Iran’s backing of the Houthi rebels in Yemen has been increasingly exposed. A recent UN report said the theocracy supplied the rebels with the long-range ballistic missiles they have been firing at the Saudi capital.
Riyadh says Iran also has helped the Houthis attack an oil tanker in heavily trafficked Red Sea shipping lanes as well as supplied them with clandestine cash-printing machines upending the Yemeni economy.
These developments further Trump’s narrative of Iran as a regional agent of terror. For the Saudis, it makes their concerns about Iranian interference in Yemen better appreciated.
Indeed, it has been in the Middle East where Trump’s ability to make friends has had the biggest impact
After Saudi Arabia, the next stop on his maiden overseas venture was Israel. Months later, he declared Jerusalem as Israel’s capital, which was warmly received by the majority of Israelis.
The Palestinian response was initially muted, but absent a follow-on strategy, the decision is setting Palestinian leaders against Trump and raising concerns among respected Muslim scholars of an angry backlash of “increasing terrorism” over the longer term.
Just a few weeks after Trump came to office, the European Union’s 28 leaders held an emergency meeting in Malta.
It was already clear that their old friend America was changing under Trump.
German Chancellor Angela Merkel and then-French President François Hollande announced that the EU needed to be ready to chart its own course.
By the end of Trump’s first year, he has embarrassed Merkel and wrangled with President Emmanuel Macron, Hollande’s successor.

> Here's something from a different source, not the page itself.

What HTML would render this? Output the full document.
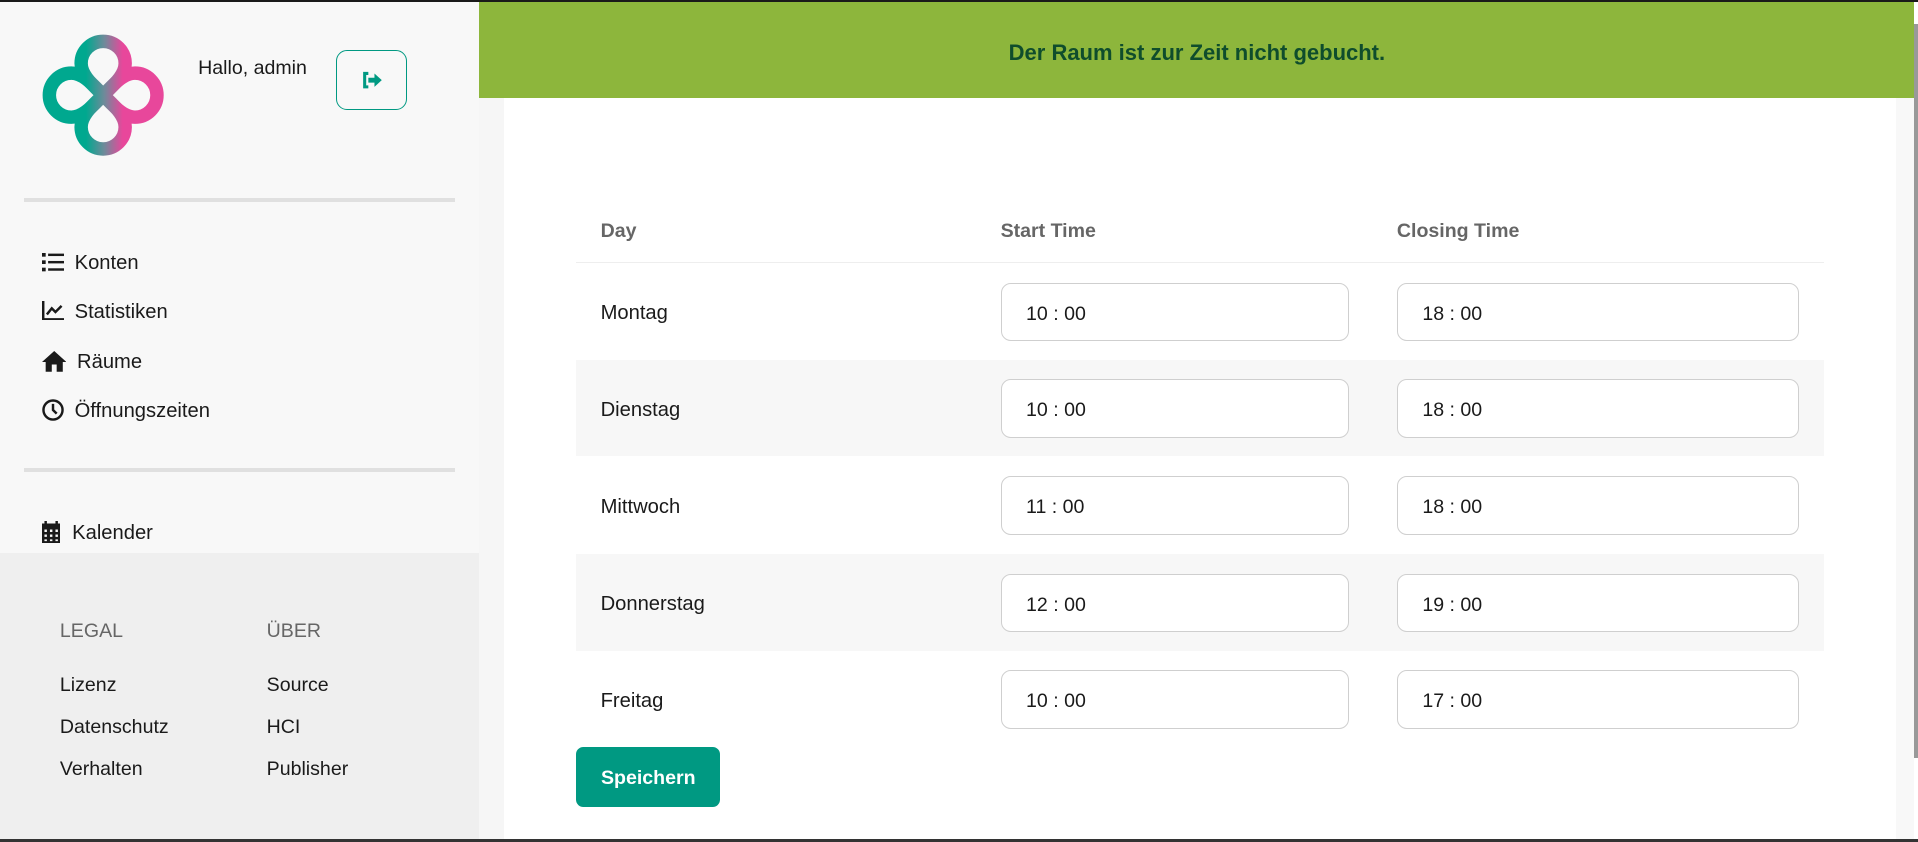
<!DOCTYPE html>
<html><head><meta charset="utf-8"><style>
html,body{margin:0;padding:0;overflow:hidden;background:#fff}
#w{zoom:1.22321;width:1568px;height:688px;position:relative;font-family:"Liberation Sans",sans-serif;color:#1a1a1a;overflow:hidden}
.a{position:absolute;white-space:nowrap}
.nav{font-size:16.5px}
.in{position:absolute;height:48px;border:1px solid #cfcfcf;border-radius:8px;background:#fff;box-sizing:border-box;font-size:16px;padding-left:20px;line-height:50px}
.row{position:absolute;left:471px;width:1020px;height:79px}
.day{position:absolute;left:20px;font-size:16.5px;line-height:82px}
</style></head><body><div id="w">
<div class="a" style="left:0;top:0;width:1568px;height:2px;background:#1a1a1a"></div>
<div class="a" style="left:0;top:686px;width:1568px;height:2px;background:#333"></div>
<!-- sidebar -->
<div class="a" style="left:0;top:2px;width:392px;height:450px;background:#f8f8f8"></div>
<div class="a" style="left:0;top:452px;width:392px;height:234px;background:#efefef"></div>
<svg class="a" style="left:34px;top:28px" width="100" height="100" viewBox="0 0 100 100">
<defs><linearGradient id="g" gradientUnits="userSpaceOnUse" x1="36" x2="66" y1="0" y2="0"><stop offset="0" stop-color="#00a88f"/><stop offset="0.5" stop-color="#6f8a9a"/><stop offset="1" stop-color="#e8479b"/></linearGradient></defs>
<g fill="none" stroke="url(#g)" stroke-width="11" stroke-linejoin="round">
<path d="M50,50 C42,42 32,34 32,24 A18,18 0 0 1 68,24 C68,34 58,42 50,50Z"/>
<path d="M50,50 C42,58 32,66 32,76 A18,18 0 0 0 68,76 C68,66 58,58 50,50Z"/>
<path d="M50,50 C42,42 34,32 24,32 A18,18 0 0 0 24,68 C34,68 42,58 50,50Z"/>
<path d="M50,50 C58,42 66,32 76,32 A18,18 0 0 1 76,68 C66,68 58,58 50,50Z"/>
</g></svg>
<div class="a" style="left:162px;top:47px;font-size:16px">Hallo, admin</div>
<div class="a" style="left:275px;top:41px;width:58px;height:49px;border:1px solid #009982;border-radius:9px;box-sizing:border-box"></div>
<svg class="a" style="left:295px;top:58px" width="18" height="15" viewBox="0 0 18 15"><path d="M6,2H3V13H6" fill="none" stroke="#009982" stroke-width="2.5"/><path d="M6,5.5H11V2L17,7.5L11,13V9.5H6Z" fill="#009982"/></svg>
<div class="a" style="left:20px;top:162px;width:352px;height:3px;background:#e0e0e0"></div>
<svg class="a" style="left:34px;top:207px" width="18" height="15" viewBox="0 0 18 15" fill="#1a1a1a"><rect x="0" y="0" width="3" height="3"/><rect x="0" y="6" width="3" height="3"/><rect x="0" y="12" width="3" height="3"/><rect x="5" y="0.5" width="13" height="2"/><rect x="5" y="6.5" width="13" height="2"/><rect x="5" y="12.5" width="13" height="2"/></svg>
<div class="a nav" style="left:61px;top:206px">Konten</div>
<svg class="a" style="left:34px;top:246px" width="18" height="16" viewBox="0 0 18 16"><path d="M1,0V15H18" fill="none" stroke="#1a1a1a" stroke-width="2"/><path d="M4,11L8,6L11,9L16,4" fill="none" stroke="#1a1a1a" stroke-width="2"/></svg>
<div class="a nav" style="left:61px;top:246px">Statistiken</div>
<svg class="a" style="left:34px;top:287px" width="20" height="17" viewBox="0 0 20 17" fill="#1a1a1a"><path d="M10,0L20,9H17V17H12V11H8V17H3V9H0Z"/></svg>
<div class="a nav" style="left:63px;top:287px">Räume</div>
<svg class="a" style="left:34px;top:326px" width="18" height="18" viewBox="0 0 18 18"><circle cx="9" cy="9" r="7.8" fill="none" stroke="#1a1a1a" stroke-width="2"/><path d="M9,4V9L12,12" fill="none" stroke="#1a1a1a" stroke-width="2"/></svg>
<div class="a nav" style="left:61px;top:327px">Öffnungszeiten</div>
<div class="a" style="left:20px;top:383px;width:352px;height:3px;background:#e0e0e0"></div>
<svg class="a" style="left:34px;top:426px" width="15" height="18" viewBox="0 0 15 18" fill="#1a1a1a"><rect x="2" y="0" width="2" height="3"/><rect x="11" y="0" width="2" height="3"/><path d="M0,2H15V18H0Z M2,7V9H4V7Z M6.5,7V9H8.5V7Z M11,7V9H13V7Z M2,11V13H4V11Z M6.5,11V13H8.5V11Z M11,11V13H13V11Z M2,15V16.5H4V15Z M6.5,15V16.5H8.5V15Z M11,15V16.5H13V15Z" fill-rule="evenodd"/></svg>
<div class="a nav" style="left:59px;top:427px">Kalender</div>
<div class="a" style="left:49px;top:507px;font-size:16px;color:#666">LEGAL</div>
<div class="a" style="left:218px;top:507px;font-size:16px;color:#666">ÜBER</div>
<div class="a" style="left:49px;top:551px;font-size:16px">Lizenz</div>
<div class="a" style="left:49px;top:585px;font-size:16px">Datenschutz</div>
<div class="a" style="left:49px;top:620px;font-size:16px">Verhalten</div>
<div class="a" style="left:218px;top:551px;font-size:16px">Source</div>
<div class="a" style="left:218px;top:585px;font-size:16px">HCI</div>
<div class="a" style="left:218px;top:620px;font-size:16px">Publisher</div>
<!-- main -->
<div class="a" style="left:392px;top:80px;width:20px;height:606px;background:#f6f6f6"></div>
<div class="a" style="left:1550px;top:80px;width:15px;height:606px;background:#f8f8f8"></div>
<div class="a" style="left:1565px;top:20px;width:3px;height:600px;background:#999"></div>
<div class="a" style="left:392px;top:2px;width:1173px;height:78px;background:#8db63c"></div>
<div class="a" style="left:392px;top:33px;width:1173px;text-align:center;font-size:18px;font-weight:bold;color:#0f4d2c">Der Raum ist zur Zeit nicht gebucht.</div>
<div class="a" style="left:491px;top:180px;font-size:16px;font-weight:bold;color:#666">Day</div>
<div class="a" style="left:818px;top:180px;font-size:16px;font-weight:bold;color:#666">Start Time</div>
<div class="a" style="left:1142px;top:180px;font-size:16px;font-weight:bold;color:#666">Closing Time</div>
<div class="a" style="left:471px;top:214px;width:1020px;height:1px;background:#eee"></div>
<div class="row" style="top:215px"><div class="day">Montag</div></div>
<div class="row" style="top:294px;background:#f7f7f7"><div class="day">Dienstag</div></div>
<div class="row" style="top:374px"><div class="day">Mittwoch</div></div>
<div class="row" style="top:453px;background:#f7f7f7"><div class="day">Donnerstag</div></div>
<div class="row" style="top:532px"><div class="day">Freitag</div></div>
<div class="in" style="left:818px;top:231px;width:285px">10 : 00</div>
<div class="in" style="left:1142px;top:231px;width:329px">18 : 00</div>
<div class="in" style="left:818px;top:310px;width:285px">10 : 00</div>
<div class="in" style="left:1142px;top:310px;width:329px">18 : 00</div>
<div class="in" style="left:818px;top:389px;width:285px">11 : 00</div>
<div class="in" style="left:1142px;top:389px;width:329px">18 : 00</div>
<div class="in" style="left:818px;top:469px;width:285px">12 : 00</div>
<div class="in" style="left:1142px;top:469px;width:329px">19 : 00</div>
<div class="in" style="left:818px;top:548px;width:285px">10 : 00</div>
<div class="in" style="left:1142px;top:548px;width:329px">17 : 00</div>
<div class="a" style="left:471px;top:611px;width:118px;height:49px;background:#009982;border-radius:6px;color:#fff;font-weight:bold;font-size:16px;text-align:center;line-height:52px">Speichern</div>
</div></body></html>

British Prime Minister Theresa May has seen her relationship with the US President, supposedly special, go from hand holding at the White House to being scolded in a tweet for not minding her own business.
According to a new Gallup Poll, approval of US leadership across 134 countries and areas is at a new low – 30% – down from 48% in 2016.
The message for America’s friends going forward is hard to miss.
The UK foreign policy think tank Chatham House headlined its new report on US-European relations with the guidance “Think beyond Trump.”
Chatham House reinforces Merkel’s advice to EU leaders that in the absence of Trump’s global leadership, Europe should follow its own principles of decency, democracy and free trade.
The Gallup Poll elevates Merkel to the world’s most trusted leader spot – ahead of the United States, China and Russia.
As Trump and America’s standing has receded, Russia has spent the year trying to pick up the slack.
It not clear if President Vladimir Putin cares two hoots for Carnegie’s playbook about making friends, but he is ambling along behind Trump, picking up discarded opportunities where he sees them.
Only this week, the Kremlin offered to insert itself into American affairs in Afghanistan, announcing it is ready to help the Taliban and Afghan government negotiate peace between them.
It’s hard to imagine that the Soviet bear, which slunk out of Afghanistan with his tail between its legs almost three decades ago, has been reincarnated today and is offering assistance to the men whose fathers and grandfathers likely drove them out.
Yet this is what a year of Trump has helped achieve – a reset of global order of friendship and the advent of a new era of uncertainty.
In trying to deal with his Afghanistan problem, Trump is presenting Pakistan a tough take-it-or-leave-it choice: Fight terrorism as we say or forgo military aid.
Pakistan has long been a squirrelly partner for US presidents to deal with. National interests have only partial intersection, and compliance with US wishes has only ever been that – partial.
While other US leaders have stepped more carefully around Pakistan’s sensitivities, Trump is trampling right over them. Yet the Pakistanis may stand between the United States and a stable Afghanistan.
Pakistan’s leaders have already taken the tone of injured ally, meaning Trump is pushing away an erstwhile friend.
As in Jerusalem, if Trump’s sacrifice of friends to shake up stalemated situations is backed by a solid strategic gambit, he may prove Carnegie wrong. His remaining friends may forgive him, he may win others over, and perhaps more importantly for him, he might win back his fabled dealmaker image that he so cherished before becoming President a year ago.